Professor Fenner's research career began after World
War II when Sir Macfarlane Burnet offered him a position at the Walter and
Eliza Hall Institute of Medical Research.
There he examined how the ectromelia virus spread in mice. This early research into the spread of
viruses in mammals led to extensive work in determining how chickenpox and
smallpox spread throughout human communities.
In the 1960s he was internationally recognised as a pox virus
expert. He was appointed chair of the
Global Commission for the Certification of Smallpox Eradication and began his
association with the World Health Organization which he continues today. His work towards the eradication of smallpox
led to the award of the prestigious Japan Prize in Preventative Medicine in
1988 and the Albert Einstein Science Award in 2000. His groundbreaking research into myxomatosis during the 1950s
and 1960s resulted in the control of the rabbit population in Australia. In 1995 Professor Fenner was awarded the
Royal Society's Copley Medal for his research on myxoma and pox viruses and
their relationship with the host in causing disease.

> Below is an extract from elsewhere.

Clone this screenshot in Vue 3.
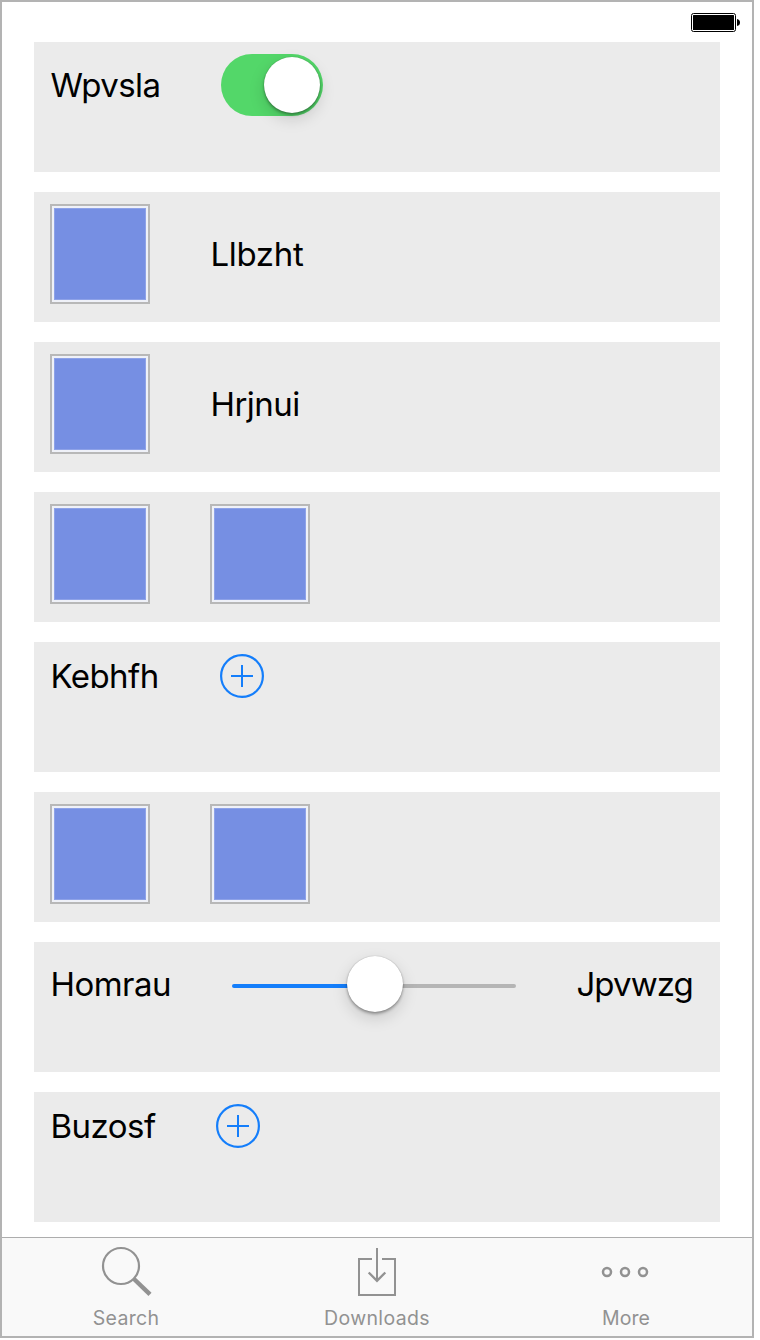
<script setup>
const rows = [
  [{ type: 'label', text: 'Wpvsla', cls: 'w-a' }, { type: 'switch' }],
  [{ type: 'box' }, { type: 'label', text: 'Llbzht', cls: 'w-b' }],
  [{ type: 'box' }, { type: 'label', text: 'Hrjnui', cls: 'w-c' }],
  [{ type: 'box' }, { type: 'box' }],
  [{ type: 'label', text: 'Kebhfh', cls: 'w-d' }, { type: 'add' }],
  [{ type: 'box' }, { type: 'box' }],
  [{ type: 'label', text: 'Homrau', cls: 'w-e' }, { type: 'slider' }, { type: 'label', text: 'Jpvwzg', cls: 'w-f' }],
  [{ type: 'label', text: 'Buzosf', cls: 'w-g' }, { type: 'add' }],
]
</script>

<template>
  <div class="phone">
    <header class="status">
      <svg width="50" height="20" viewBox="0 0 50 20">
        <rect x="0.5" y="0.5" width="44" height="18" rx="2" fill="#fff" stroke="#000" />
        <rect x="2" y="2" width="41" height="15" rx="0.5" fill="#000" />
        <path d="M46 6 Q49 6.5 49 9.5 Q49 12.5 46 13 Z" fill="#000" />
      </svg>
    </header>
    <main class="list">
      <section v-for="(row, i) in rows" :key="i" class="row">
        <div class="items">
          <template v-for="(item, j) in row" :key="j">
            <span v-if="item.type === 'label'" class="label" :class="item.cls">{{ item.text }}</span>
            <div v-else-if="item.type === 'switch'" class="switch"><i class="knob"></i></div>
            <div v-else-if="item.type === 'box'" class="box"></div>
            <svg v-else-if="item.type === 'add'" class="add" width="44" height="44" viewBox="0 0 44 44" fill="none" stroke="#147efb" stroke-width="2">
              <circle cx="22" cy="22" r="20.9" stroke-width="2.2" />
              <path d="M11 22H33M22 11V33" />
            </svg>
            <div v-else class="slider"><i class="track"></i><i class="knob"></i></div>
          </template>
        </div>
      </section>
    </main>
    <nav class="tabs">
      <div class="tab">
        <svg width="60" height="54" viewBox="0 0 60 54" fill="none" stroke="#929292">
          <circle cx="25" cy="28" r="18" stroke-width="2.2" />
          <path d="M38 41L54 56.4" stroke-width="4.4" />
        </svg>
        <span class="t-search">Search</span>
      </div>
      <div class="tab">
        <svg width="60" height="54" viewBox="0 0 60 54" fill="none" stroke="#929292" stroke-width="2">
          <path d="M26 21H13V57H49V21H36M31 10V43" />
          <path d="M22.7 34.5L31 42.8L39.3 34.5" stroke-width="2.4" />
        </svg>
        <span class="t-down">Downloads</span>
      </div>
      <div class="tab">
        <svg width="60" height="54" viewBox="0 0 60 54" fill="none" stroke="#929292" stroke-width="2.5">
          <circle cx="11" cy="34" r="4" />
          <circle cx="29" cy="34" r="4" />
          <circle cx="47" cy="34" r="4" />
        </svg>
        <span class="t-more">More</span>
      </div>
    </nav>
  </div>
</template>

<style>
body { background: #fff; }
</style>

<style scoped>
.phone {
  box-sizing: border-box;
  width: 754px;
  height: 1338px;
  border: 2px solid #b3b3b3;
  background: #fff;
  font-family: Inter, "Liberation Sans", sans-serif;
  display: flex;
  flex-direction: column;
}
.status {
  height: 40px;
  box-sizing: border-box;
  padding: 11px 11px 0 0;
  display: flex;
  justify-content: flex-end;
}
.list {
  display: flex;
  flex-direction: column;
  gap: 20px;
  padding: 0 32px;
  height: 1195px;
}
.row {
  box-sizing: border-box;
  height: 130px;
  flex: none;
  padding: 12px 16px;
  background: #ebebeb;
}
.items { display: flex; align-items: center; gap: 60px; }
.label {
  font-size: 33px;
  line-height: 40px;
  color: #000;
  white-space: nowrap;
  flex: none;
  text-indent: 0.4px;
}
.w-a { width: 111px; letter-spacing: -0.6px; text-indent: 0.5px; }
.w-b { letter-spacing: -0.3px; }
.w-c { letter-spacing: -0.5px; }
.w-d { width: 110px; letter-spacing: -0.55px; }
.w-e { width: 122px; letter-spacing: -0.5px; }
.w-f { letter-spacing: -0.9px; }
.w-g { width: 106px; letter-spacing: -0.5px; }
.box {
  box-sizing: border-box;
  width: 100px;
  height: 100px;
  border: 2px solid #b8b8b8;
  background: #768fe3;
  box-shadow: inset 0 0 0 2px #eff1f8, inset 0 0 0 3px #8ea2e8;
}
.switch {
  box-sizing: border-box;
  width: 102px;
  height: 62px;
  border-radius: 31px;
  background: #53d769;
  padding: 3px;
  display: flex;
  justify-content: flex-end;
}
.knob {
  display: block;
  width: 56px;
  height: 56px;
  border-radius: 50%;
  background: #fff;
  box-shadow: 0 6px 16px rgba(0, 0, 0, 0.15), 0 2px 3px rgba(0, 0, 0, 0.32), 0 0 1px rgba(0, 0, 0, 0.3);
}
.slider {
  width: 284px;
  height: 60px;
  display: grid;
  justify-items: center;
  align-items: center;
}
.slider > i { grid-area: 1 / 1; }
.slider .knob { z-index: 1; margin-left: 2px; }
.track {
  width: 100%;
  height: 4px;
  margin-top: 4px;
  border-radius: 2px;
  background: linear-gradient(to right, #147efb 50%, #b5b5b5 50%);
}
.tabs {
  flex: 1;
  border-top: 1px solid #adadad;
  background: #f9f9f9;
  display: flex;
  justify-content: space-between;
  padding: 0 56px 0 54px;
}
.tab {
  width: 140px;
  display: flex;
  flex-direction: column;
  align-items: center;
  color: #929292;
  font-size: 19.5px;
  line-height: 24px;
}
.tab svg { overflow: visible; height: 54px; flex: none; }
.tab span { margin-top: 14px; white-space: nowrap; }
.t-search { letter-spacing: 0.3px; }
.t-down { letter-spacing: 0.35px; padding-left: 2px; }
.t-more { letter-spacing: 0.1px; }
</style>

From his appointment as the founding Professor of
Microbiology at the Australian National University's John Curtin School of
Medical Research in 1949, Professor Fenner became the Director of the JCSMR
from 1967 to 1973. He left that
position to become the founding Director of the ANU's Centre for Resource and
Environmental Studies. Professor Fenner
retired in 1979 but continued his research as a Visiting Fellow with JCSMR in
1980. He continues to work with such organisations as the World Health
Organization and participates in international meetings such as the
International Congress of Virology and Microbiology. In 2002, Professor Fenner received the Lifetime Achievement Award
from the Ian Clunies Ross Foundation.
Throughout his career, Professor Fenner's late wife
Bobbie was both an assistant, working with him in the early days as a technical
assistant, and a companion, sharing an avid interest in gardening and
entertaining students and scholars from around the world. In addition to the professional awards
Professor Fenner has received, he and his wife also have had the distinction of
having the ANU's Fenner Hall named in recognition of their dedication to both
medical research and to the scientific community.
Professor Fenner has been interviewed as part of the
Academy's Video Histories of Australian Scientists project. An edited
transcript of the interview is available at
http://www.science.org.au/scientists/ff.htm.
The Academy also extends its congratulations to Ruth Dircks, winner of
the inaugural Prime Minister’s Prize for Excellence in Science Teaching in
Secondary Schools. Ruth began her association with the Academy in 1981 during
the production of the third edition of the Academy's landmark biology text, The
Web of Life. She continued to work with the Academy as project director of
two further Academy texts, Disease and Society and Biology: The
Common Threads. In 1990 Ruth Dircks was awarded an Order of Australia Medal
for her contributions to science education and in 1991 received a Distinguished
Service Award from the Australian Science Teachers Association. She is currently teaching at Dungog High School in New South Wales.